_Instructions for the task_
Images must not appear in your copy; reproduce every other part of the records exactly.

_The input_
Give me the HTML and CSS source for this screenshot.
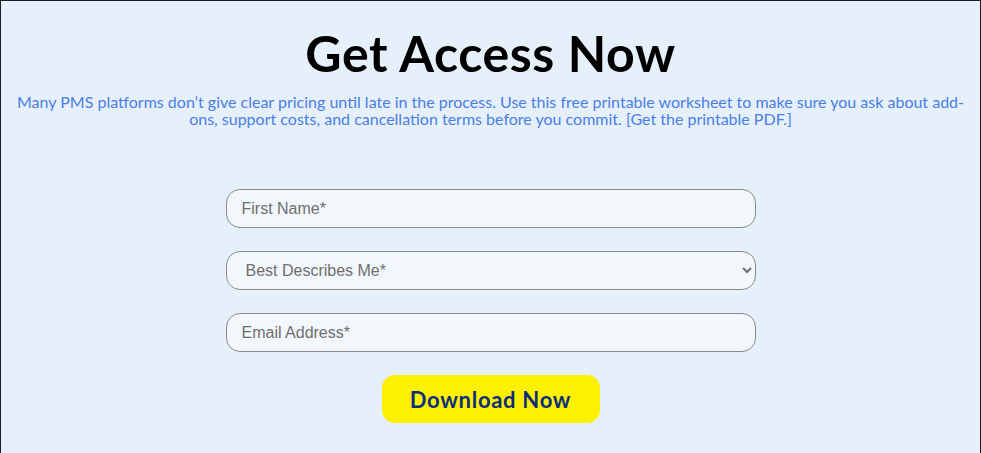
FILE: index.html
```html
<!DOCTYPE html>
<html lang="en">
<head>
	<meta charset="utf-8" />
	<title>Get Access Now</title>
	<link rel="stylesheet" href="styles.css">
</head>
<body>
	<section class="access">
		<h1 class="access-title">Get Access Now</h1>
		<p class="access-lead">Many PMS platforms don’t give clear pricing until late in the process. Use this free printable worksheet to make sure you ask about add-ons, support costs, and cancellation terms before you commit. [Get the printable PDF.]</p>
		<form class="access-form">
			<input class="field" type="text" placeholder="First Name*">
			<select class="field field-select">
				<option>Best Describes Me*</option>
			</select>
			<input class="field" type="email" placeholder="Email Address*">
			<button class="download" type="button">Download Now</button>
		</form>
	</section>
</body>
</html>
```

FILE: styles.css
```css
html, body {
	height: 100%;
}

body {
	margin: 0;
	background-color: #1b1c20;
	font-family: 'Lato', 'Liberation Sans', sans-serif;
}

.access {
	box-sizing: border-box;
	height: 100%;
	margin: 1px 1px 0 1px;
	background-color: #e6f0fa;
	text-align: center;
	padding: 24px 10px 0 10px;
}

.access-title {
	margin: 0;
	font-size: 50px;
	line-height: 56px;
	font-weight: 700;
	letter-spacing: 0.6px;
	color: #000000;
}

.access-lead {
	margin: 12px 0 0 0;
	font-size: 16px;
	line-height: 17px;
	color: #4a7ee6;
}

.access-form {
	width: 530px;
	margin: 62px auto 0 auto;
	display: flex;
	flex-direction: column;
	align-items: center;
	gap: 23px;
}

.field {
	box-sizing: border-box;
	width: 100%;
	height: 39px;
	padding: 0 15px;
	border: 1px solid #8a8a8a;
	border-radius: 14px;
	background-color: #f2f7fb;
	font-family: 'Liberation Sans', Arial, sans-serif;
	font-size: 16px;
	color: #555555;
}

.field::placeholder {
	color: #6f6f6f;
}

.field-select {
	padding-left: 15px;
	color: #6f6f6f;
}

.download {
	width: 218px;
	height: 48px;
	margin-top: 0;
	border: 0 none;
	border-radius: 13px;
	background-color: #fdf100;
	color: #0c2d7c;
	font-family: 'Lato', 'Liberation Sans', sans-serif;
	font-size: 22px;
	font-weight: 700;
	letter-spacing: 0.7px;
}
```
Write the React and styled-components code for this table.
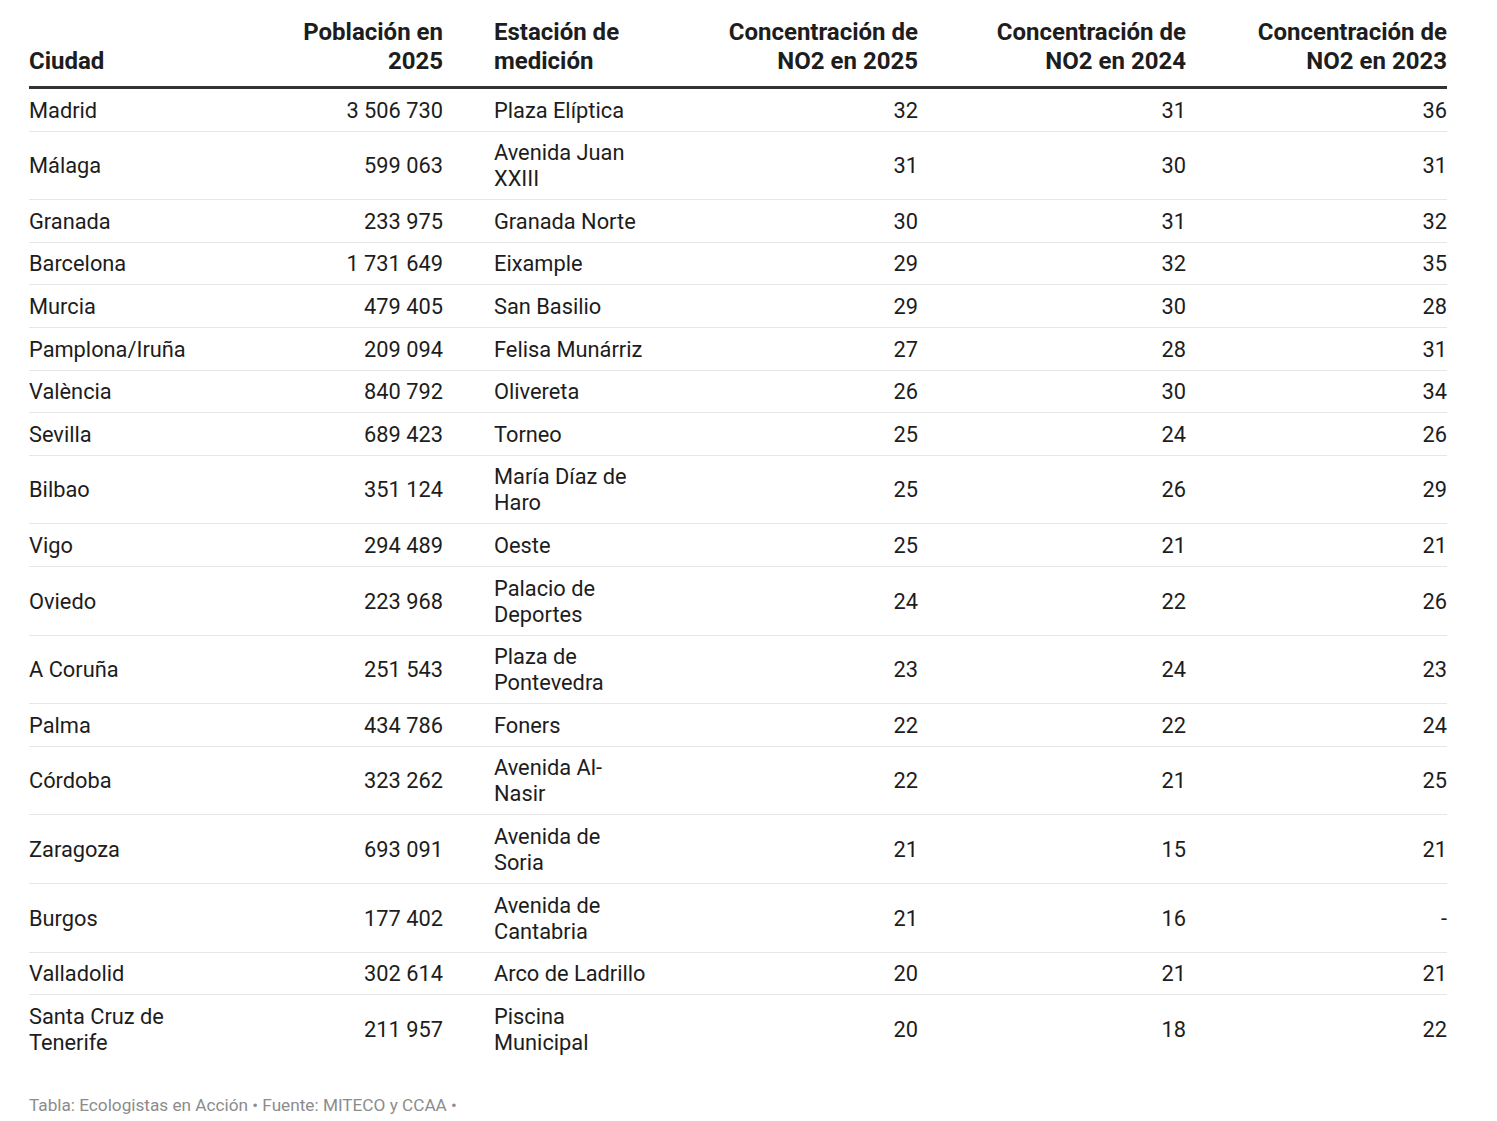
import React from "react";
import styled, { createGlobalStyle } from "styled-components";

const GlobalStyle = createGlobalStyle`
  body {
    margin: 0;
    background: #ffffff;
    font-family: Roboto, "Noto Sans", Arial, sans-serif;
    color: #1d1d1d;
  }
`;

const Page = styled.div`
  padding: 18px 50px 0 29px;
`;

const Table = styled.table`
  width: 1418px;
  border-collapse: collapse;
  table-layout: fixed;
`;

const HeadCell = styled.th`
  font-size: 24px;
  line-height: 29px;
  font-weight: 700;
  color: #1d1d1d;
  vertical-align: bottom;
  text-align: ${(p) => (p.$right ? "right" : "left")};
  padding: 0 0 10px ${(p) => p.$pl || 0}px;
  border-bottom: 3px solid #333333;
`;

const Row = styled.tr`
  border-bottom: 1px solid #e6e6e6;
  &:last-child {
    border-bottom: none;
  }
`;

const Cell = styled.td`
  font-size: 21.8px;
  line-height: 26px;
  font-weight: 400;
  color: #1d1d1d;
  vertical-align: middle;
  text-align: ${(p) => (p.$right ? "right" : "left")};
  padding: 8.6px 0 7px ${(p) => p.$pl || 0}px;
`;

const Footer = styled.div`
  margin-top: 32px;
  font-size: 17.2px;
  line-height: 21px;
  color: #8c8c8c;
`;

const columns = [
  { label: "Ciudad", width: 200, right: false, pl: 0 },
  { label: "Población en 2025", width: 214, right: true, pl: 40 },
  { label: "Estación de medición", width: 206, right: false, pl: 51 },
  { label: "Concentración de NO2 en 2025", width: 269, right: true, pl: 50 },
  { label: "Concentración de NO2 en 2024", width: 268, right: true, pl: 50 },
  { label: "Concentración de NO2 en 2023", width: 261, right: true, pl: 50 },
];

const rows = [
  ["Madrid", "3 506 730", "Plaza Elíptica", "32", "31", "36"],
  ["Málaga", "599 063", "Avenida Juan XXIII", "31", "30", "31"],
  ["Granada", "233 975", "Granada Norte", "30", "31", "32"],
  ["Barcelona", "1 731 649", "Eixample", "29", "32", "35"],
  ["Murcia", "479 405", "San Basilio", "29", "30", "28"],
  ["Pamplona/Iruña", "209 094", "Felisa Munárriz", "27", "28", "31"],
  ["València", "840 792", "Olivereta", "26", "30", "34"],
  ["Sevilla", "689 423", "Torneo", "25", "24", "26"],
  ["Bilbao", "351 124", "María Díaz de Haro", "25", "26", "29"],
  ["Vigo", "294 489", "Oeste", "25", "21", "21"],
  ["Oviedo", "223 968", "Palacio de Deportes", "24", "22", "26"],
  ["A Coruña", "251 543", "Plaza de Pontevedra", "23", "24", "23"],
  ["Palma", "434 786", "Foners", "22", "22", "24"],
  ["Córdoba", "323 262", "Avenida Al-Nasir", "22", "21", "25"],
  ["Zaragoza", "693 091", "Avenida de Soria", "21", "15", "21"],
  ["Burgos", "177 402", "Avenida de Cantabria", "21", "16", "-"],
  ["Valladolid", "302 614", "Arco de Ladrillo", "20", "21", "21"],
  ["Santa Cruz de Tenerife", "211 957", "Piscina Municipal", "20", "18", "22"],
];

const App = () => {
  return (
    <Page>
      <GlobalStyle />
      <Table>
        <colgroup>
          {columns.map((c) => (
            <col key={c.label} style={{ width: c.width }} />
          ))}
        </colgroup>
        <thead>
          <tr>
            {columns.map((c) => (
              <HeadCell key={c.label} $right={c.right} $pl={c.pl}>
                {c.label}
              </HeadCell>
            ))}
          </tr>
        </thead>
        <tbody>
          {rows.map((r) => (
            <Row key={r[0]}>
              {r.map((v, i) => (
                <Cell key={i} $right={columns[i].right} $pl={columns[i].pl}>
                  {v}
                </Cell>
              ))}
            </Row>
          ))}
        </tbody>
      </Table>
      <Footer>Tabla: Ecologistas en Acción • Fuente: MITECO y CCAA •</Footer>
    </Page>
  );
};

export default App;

_Completed task_
Give me the HTML and CSS source for this screenshot.
FILE: index.html
```html
<!DOCTYPE html>
<html lang="en">
<head>
	<meta charset="utf-8" />
	<title>Get Access Now</title>
	<link rel="stylesheet" href="styles.css">
</head>
<body>
	<section class="access">
		<h1 class="access-title">Get Access Now</h1>
		<p class="access-lead">Many PMS platforms don’t give clear pricing until late in the process. Use this free printable worksheet to make sure you ask about add-ons, support costs, and cancellation terms before you commit. [Get the printable PDF.]</p>
		<form class="access-form">
			<input class="field" type="text" placeholder="First Name*">
			<select class="field field-select">
				<option>Best Describes Me*</option>
			</select>
			<input class="field" type="email" placeholder="Email Address*">
			<button class="download" type="button">Download Now</button>
		</form>
	</section>
</body>
</html>
```

FILE: styles.css
```css
html, body {
	height: 100%;
}

body {
	margin: 0;
	background-color: #1b1c20;
	font-family: 'Lato', 'Liberation Sans', sans-serif;
}

.access {
	box-sizing: border-box;
	height: 100%;
	margin: 1px 1px 0 1px;
	background-color: #e6f0fa;
	text-align: center;
	padding: 24px 10px 0 10px;
}

.access-title {
	margin: 0;
	font-size: 50px;
	line-height: 56px;
	font-weight: 700;
	letter-spacing: 0.6px;
	color: #000000;
}

.access-lead {
	margin: 12px 0 0 0;
	font-size: 16px;
	line-height: 17px;
	color: #4a7ee6;
}

.access-form {
	width: 530px;
	margin: 62px auto 0 auto;
	display: flex;
	flex-direction: column;
	align-items: center;
	gap: 23px;
}

.field {
	box-sizing: border-box;
	width: 100%;
	height: 39px;
	padding: 0 15px;
	border: 1px solid #8a8a8a;
	border-radius: 14px;
	background-color: #f2f7fb;
	font-family: 'Liberation Sans', Arial, sans-serif;
	font-size: 16px;
	color: #555555;
}

.field::placeholder {
	color: #6f6f6f;
}

.field-select {
	padding-left: 15px;
	color: #6f6f6f;
}

.download {
	width: 218px;
	height: 48px;
	margin-top: 0;
	border: 0 none;
	border-radius: 13px;
	background-color: #fdf100;
	color: #0c2d7c;
	font-family: 'Lato', 'Liberation Sans', sans-serif;
	font-size: 22px;
	font-weight: 700;
	letter-spacing: 0.7px;
}
```
Write the React and styled-components code for this table.
import React from "react";
import styled, { createGlobalStyle } from "styled-components";

const GlobalStyle = createGlobalStyle`
  body {
    margin: 0;
    background: #ffffff;
    font-family: Roboto, "Noto Sans", Arial, sans-serif;
    color: #1d1d1d;
  }
`;

const Page = styled.div`
  padding: 18px 50px 0 29px;
`;

const Table = styled.table`
  width: 1418px;
  border-collapse: collapse;
  table-layout: fixed;
`;

const HeadCell = styled.th`
  font-size: 24px;
  line-height: 29px;
  font-weight: 700;
  color: #1d1d1d;
  vertical-align: bottom;
  text-align: ${(p) => (p.$right ? "right" : "left")};
  padding: 0 0 10px ${(p) => p.$pl || 0}px;
  border-bottom: 3px solid #333333;
`;

const Row = styled.tr`
  border-bottom: 1px solid #e6e6e6;
  &:last-child {
    border-bottom: none;
  }
`;

const Cell = styled.td`
  font-size: 21.8px;
  line-height: 26px;
  font-weight: 400;
  color: #1d1d1d;
  vertical-align: middle;
  text-align: ${(p) => (p.$right ? "right" : "left")};
  padding: 8.6px 0 7px ${(p) => p.$pl || 0}px;
`;

const Footer = styled.div`
  margin-top: 32px;
  font-size: 17.2px;
  line-height: 21px;
  color: #8c8c8c;
`;

const columns = [
  { label: "Ciudad", width: 200, right: false, pl: 0 },
  { label: "Población en 2025", width: 214, right: true, pl: 40 },
  { label: "Estación de medición", width: 206, right: false, pl: 51 },
  { label: "Concentración de NO2 en 2025", width: 269, right: true, pl: 50 },
  { label: "Concentración de NO2 en 2024", width: 268, right: true, pl: 50 },
  { label: "Concentración de NO2 en 2023", width: 261, right: true, pl: 50 },
];

const rows = [
  ["Madrid", "3 506 730", "Plaza Elíptica", "32", "31", "36"],
  ["Málaga", "599 063", "Avenida Juan XXIII", "31", "30", "31"],
  ["Granada", "233 975", "Granada Norte", "30", "31", "32"],
  ["Barcelona", "1 731 649", "Eixample", "29", "32", "35"],
  ["Murcia", "479 405", "San Basilio", "29", "30", "28"],
  ["Pamplona/Iruña", "209 094", "Felisa Munárriz", "27", "28", "31"],
  ["València", "840 792", "Olivereta", "26", "30", "34"],
  ["Sevilla", "689 423", "Torneo", "25", "24", "26"],
  ["Bilbao", "351 124", "María Díaz de Haro", "25", "26", "29"],
  ["Vigo", "294 489", "Oeste", "25", "21", "21"],
  ["Oviedo", "223 968", "Palacio de Deportes", "24", "22", "26"],
  ["A Coruña", "251 543", "Plaza de Pontevedra", "23", "24", "23"],
  ["Palma", "434 786", "Foners", "22", "22", "24"],
  ["Córdoba", "323 262", "Avenida Al-Nasir", "22", "21", "25"],
  ["Zaragoza", "693 091", "Avenida de Soria", "21", "15", "21"],
  ["Burgos", "177 402", "Avenida de Cantabria", "21", "16", "-"],
  ["Valladolid", "302 614", "Arco de Ladrillo", "20", "21", "21"],
  ["Santa Cruz de Tenerife", "211 957", "Piscina Municipal", "20", "18", "22"],
];

const App = () => {
  return (
    <Page>
      <GlobalStyle />
      <Table>
        <colgroup>
          {columns.map((c) => (
            <col key={c.label} style={{ width: c.width }} />
          ))}
        </colgroup>
        <thead>
          <tr>
            {columns.map((c) => (
              <HeadCell key={c.label} $right={c.right} $pl={c.pl}>
                {c.label}
              </HeadCell>
            ))}
          </tr>
        </thead>
        <tbody>
          {rows.map((r) => (
            <Row key={r[0]}>
              {r.map((v, i) => (
                <Cell key={i} $right={columns[i].right} $pl={columns[i].pl}>
                  {v}
                </Cell>
              ))}
            </Row>
          ))}
        </tbody>
      </Table>
      <Footer>Tabla: Ecologistas en Acción • Fuente: MITECO y CCAA •</Footer>
    </Page>
  );
};

export default App;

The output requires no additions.